According to the 2005 National Political Reforms Conference, each of the 36 states has at least five solid minerals buried under its soil in commercial quantities.

They are left untapped because of anti-investment laws that give exclusive authority to mine to the Federal Government. Instead of allowing the states to mine the resources, Nigeria has operated a monolithic, oil-dependent economy since its independence. Is this gross economic anomaly a management problem, too?

Even the sharing of the allocations to the states is done in an unjust and inequitable manner, as it is partly based on the number of LGs listed in the Constitution.

This provision is unfair to resource-producing states, which are grossly short-changed. Bayelsa, a resource-based state, has eight LGs and consequently takes allocations far lower than some non-resource-based states with plenty LGs.

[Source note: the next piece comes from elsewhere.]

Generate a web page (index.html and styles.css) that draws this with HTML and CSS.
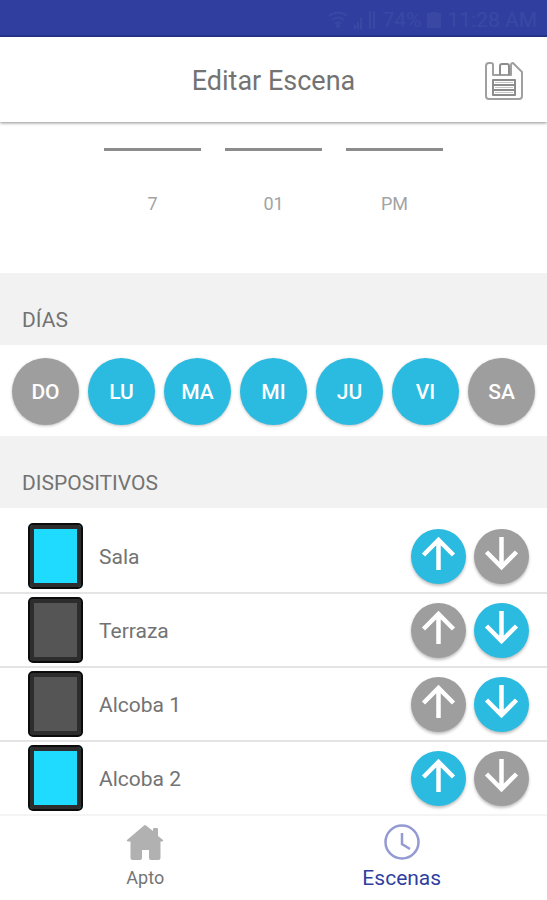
FILE: index.html
```html
<!DOCTYPE html>
<html lang="es">
<head>
    <meta charset="UTF-8">
    <meta name="viewport" content="width=device-width, initial-scale=1.0">
    <title>Editar Escena</title>
    <link rel="stylesheet" href="styles.css">
</head>
<body>
    <svg width="0" height="0" class="sprite" aria-hidden="true">
        <symbol id="arrow-up" viewBox="0 0 55 55">
            <path d="M27.500 41V12M12.500 26L27.500 11L42.500 26" fill="none" stroke="currentColor" stroke-width="4.500"/>
        </symbol>
        <symbol id="arrow-down" viewBox="0 0 55 55">
            <path d="M27.500 8V38M12.500 23L27.500 38L42.500 23" fill="none" stroke="currentColor" stroke-width="4.500"/>
        </symbol>
    </svg>

    <div class="status-bar">
        <svg width="20" height="17" viewBox="0 0 20 17" fill="none" stroke="currentColor" stroke-width="2">
            <path d="M1 5Q10 -2 19 5M4 9Q10 4 16 9M7 13Q10 10 13 13"/>
            <circle cx="10" cy="15" r="1"/>
        </svg>
        <svg width="22" height="18" viewBox="0 0 22 18" fill="currentColor">
            <path d="M0 14h2v4H0zM3 11h2v7H3zM6 7h2v11H6zM15 0h2v18h-2zM19 0h2v18h-2z"/>
        </svg>
        <span>74%</span>
        <svg width="14" height="16" viewBox="0 0 14 16" fill="currentColor">
            <path d="M0 1h4V0h6v1h4v15H0z"/>
        </svg>
        <span>11:28 AM</span>
    </div>

    <header class="header">
        <h1>Editar Escena</h1>
        <button class="save" aria-label="Guardar">
            <svg width="38" height="38" viewBox="0 0 38 38" fill="none" stroke="#a0a0a0" stroke-width="2" stroke-linejoin="round">
                <path d="M4 1h2q2 0 2 2v10h18V3q0-2 2-2L37 10v24q0 3-3 3H4q-3 0-3-3V4q0-3 3-3z"/>
                <path d="M15 13V4q0-2 2-2h5q2 0 2 2v9" stroke="#8c8c8c"/>
                <path d="M8 18h22v15H8zM8 23h22M8 28h22" stroke="#8c8c8c"/>
                <path d="M10 20.500h18M10 25.500h18M10 30.500h18" stroke="#c4c4c4" stroke-width="1"/>
            </svg>
        </button>
    </header>

    <main class="content">
        <div class="time">
            <div class="time-col">7</div>
            <div class="time-col">01</div>
            <div class="time-col">PM</div>
        </div>

        <h2 class="section-title">DÍAS</h2>
        <div class="days">
            <button class="day">DO</button>
            <button class="day active">LU</button>
            <button class="day active">MA</button>
            <button class="day active">MI</button>
            <button class="day active">JU</button>
            <button class="day active">VI</button>
            <button class="day">SA</button>
        </div>

        <h2 class="section-title">DISPOSITIVOS</h2>
        <ul class="devices">
            <li class="device">
                <span class="blind open"></span>
                <span class="name">Sala</span>
                <button class="move active" aria-label="Subir Sala"><svg><use href="#arrow-up"/></svg></button>
                <button class="move" aria-label="Bajar Sala"><svg><use href="#arrow-down"/></svg></button>
            </li>
            <li class="device">
                <span class="blind"></span>
                <span class="name">Terraza</span>
                <button class="move" aria-label="Subir Terraza"><svg><use href="#arrow-up"/></svg></button>
                <button class="move active" aria-label="Bajar Terraza"><svg><use href="#arrow-down"/></svg></button>
            </li>
            <li class="device">
                <span class="blind"></span>
                <span class="name">Alcoba 1</span>
                <button class="move" aria-label="Subir Alcoba 1"><svg><use href="#arrow-up"/></svg></button>
                <button class="move active" aria-label="Bajar Alcoba 1"><svg><use href="#arrow-down"/></svg></button>
            </li>
            <li class="device">
                <span class="blind open"></span>
                <span class="name">Alcoba 2</span>
                <button class="move active" aria-label="Subir Alcoba 2"><svg><use href="#arrow-up"/></svg></button>
                <button class="move" aria-label="Bajar Alcoba 2"><svg><use href="#arrow-down"/></svg></button>
            </li>
        </ul>
    </main>

    <nav class="tabs">
        <a class="tab" href="#apto">
            <svg width="38" height="38" viewBox="0 0 38 38" fill="#b1b1b1">
                <path d="M18 2.500q1-1 2 0L27 8V6q0-1 1-1h3q1 0 1 1v7l5 4q1 1-1 1.500h-1.500V35q0 2-2 2H25q-2 0-2-2v-8h-7v8q0 2-2 2H6.500q-2 0-2-2V18.500H2q-2-.5-1-1.500z"/>
            </svg>
            Apto
        </a>
        <a class="tab current" href="#escenas">
            <svg width="38" height="38" viewBox="0 0 38 38" fill="none" stroke="#939bd2" stroke-width="2.500">
                <circle cx="19" cy="19" r="16.500"/>
                <path d="M19 10v11l8 5"/>
            </svg>
            Escenas
        </a>
    </nav>

    <script>
        document.querySelectorAll('.day').forEach(function (day) {
            day.addEventListener('click', function () {
                day.classList.toggle('active');
            });
        });

        document.querySelectorAll('.device').forEach(function (device) {
            let buttons = device.querySelectorAll('.move');
            buttons.forEach(function (button, index) {
                button.addEventListener('click', function () {
                    buttons.forEach(function (b) { b.classList.remove('active'); });
                    button.classList.add('active');
                    device.querySelector('.blind').classList.toggle('open', index === 0);
                });
            });
        });
    </script>
</body>
</html>
```
FILE: styles.css
```css
* {
    box-sizing: border-box;
}
body {
    display: flex;
    flex-direction: column;
    min-height: 100vh;
    margin: 0;
    background: #fff;
    color: #737373;
    font-family: Roboto, sans-serif;
    font-size: 21px;
}
button {
    padding: 0;
    border: none;
    font-family: inherit;
    cursor: pointer;
}
.sprite {
    position: absolute;
}
.status-bar {
    display: flex;
    justify-content: flex-end;
    align-items: center;
    gap: 6px;
    height: 37px;
    padding: 4px 10px 0;
    background: #303f9f;
    border-bottom: 2px solid #26358f;
    color: #3a48a4;
    font-size: 21px;
}
.header {
    display: grid;
    grid-template-columns: 38px 1fr 38px;
    align-items: center;
    height: 85px;
    padding: 2px 24px 0;
    box-shadow: 0 1px 3px rgba(0, 0, 0, 0.45);
}
.header h1 {
    grid-column: 2;
    margin: 0;
    font-size: 27px;
    font-weight: 400;
    line-height: 30px;
    text-align: center;
}
.save {
    height: 38px;
    background: none;
}
.content {
    flex: 1;
}
.time {
    display: flex;
    justify-content: center;
    gap: 24px;
    height: 151px;
    padding-top: 26px;
}
.time-col {
    width: 97px;
    padding-top: 40px;
    border-top: 3px solid #8c8c8c;
    color: #a3a3a3;
    font-size: 18px;
    line-height: 26px;
    text-align: center;
}
.section-title {
    height: 72px;
    margin: 0;
    padding: 32px 22px 0;
    background: #f2f2f2;
    font-size: 21px;
    font-weight: 400;
    line-height: 30px;
}
.days {
    display: flex;
    justify-content: space-between;
    padding: 13px 12px 11px;
}
.day {
    width: 67px;
    height: 67px;
    border-radius: 50%;
    background: #9e9e9e;
    box-shadow: 0 1px 3px rgba(0, 0, 0, 0.25);
    color: #fff;
    font-size: 21px;
    font-weight: 500;
}
.devices {
    margin: 0;
    padding: 12px 0 0;
    list-style: none;
}
.device {
    display: flex;
    align-items: center;
    gap: 8px;
    height: 74px;
    padding: 0 18px 0 28px;
    border-bottom: 2px solid #e4e4e4;
}
.device:last-child {
    border-bottom-color: #f4f4f4;
}
.blind {
    width: 55px;
    height: 66px;
    border: 2px solid #0c0c0c;
    border-radius: 5px;
    background: #555;
    box-shadow: inset 0 0 0 4px #2d2d2d;
}
.blind.open {
    background: #1edbff;
}
.name {
    flex: 1;
    padding: 2px 0 0 8px;
}
.move {
    width: 55px;
    height: 55px;
    border-radius: 50%;
    background: #9e9e9e;
    box-shadow: 0 2px 3px rgba(0, 0, 0, 0.25);
    color: #fff;
}
.move svg {
    display: block;
    width: 55px;
    height: 55px;
}
.day.active,
.move.active {
    background: #2bbae0;
}
.tabs {
    display: flex;
    height: 84px;
    padding: 7px 17px 0;
}
.tab {
    display: flex;
    flex: 1;
    flex-direction: column;
    align-items: center;
    gap: 4px;
    color: #757575;
    font-size: 18px;
    line-height: 26px;
    text-decoration: none;
}
.tab.current {
    color: #303f9f;
    font-size: 21px;
}
```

The 13 per cent derivation for resource-based states is a drop in the ocean compared to the states’ contributions to economic development.

Nigeria must return to the recommendations of the 2014 Constitutional Conference, which prescribes federalism and restructuring, to return it to the path of peace, justice, and prosperity.

The Supreme Court judgement on LG autonomy that orders direct disbursement of allocation to councils contradicts Section 162(6), which prescribes the establishment of ‘State Local Government Joint Account’. Both conflicting laws exist, thus adding to the confusion and uncertainty in the polity.

The Anambra State Governor, Charles Soludo, described absolute autonomy to the 774 LGs as “an impossibility” and “a recipe for humongous chaos”. These are not administrative challenges as the VP would want us to believe, but constitutional incongruities setting governments against each other.

Besides, the 774 councils are listed in the Constitution. This is a bastardisation of federalism copied from the US.

The Supreme Court judgement is a back-door option that will breed corrupt LG chairmen, as was the case during the Olusegun Obasanjo administration, create lazy and non-creative chairmen and steep Nigeria deeper in underdevelopment.

Nigeria’s economic challenges derive squarely from constitutional anomalies. These constitutional incongruities that place a monolithic economy over economic diversification, prioritise rent-seeking over production and give unwieldy economic power to the centre over the states are the reasons for Nigeria’s economic and political misadventures since 1966.

As these constitutional imbalances rage, the country’s economic disruptions, political development deficits worsen by the day.

The World Poverty Clock, an online poverty monitoring tool, tagged Nigeria the poverty capital of the world in 2018. In 2022, the NBS classified 133 million Nigerians as being multidimensionally poor. The World Food Programme reported in 2023 that 24.8 million or one out of eight Nigerians experienced acute poverty.

Therefore, Nigeria cannot progress without engaging in true federalism and restructuring. These hold the ace for justice, equity, and prosperity. It takes an audacious leader to achieve this, not one who plays to the gallery for personal political aggrandisement.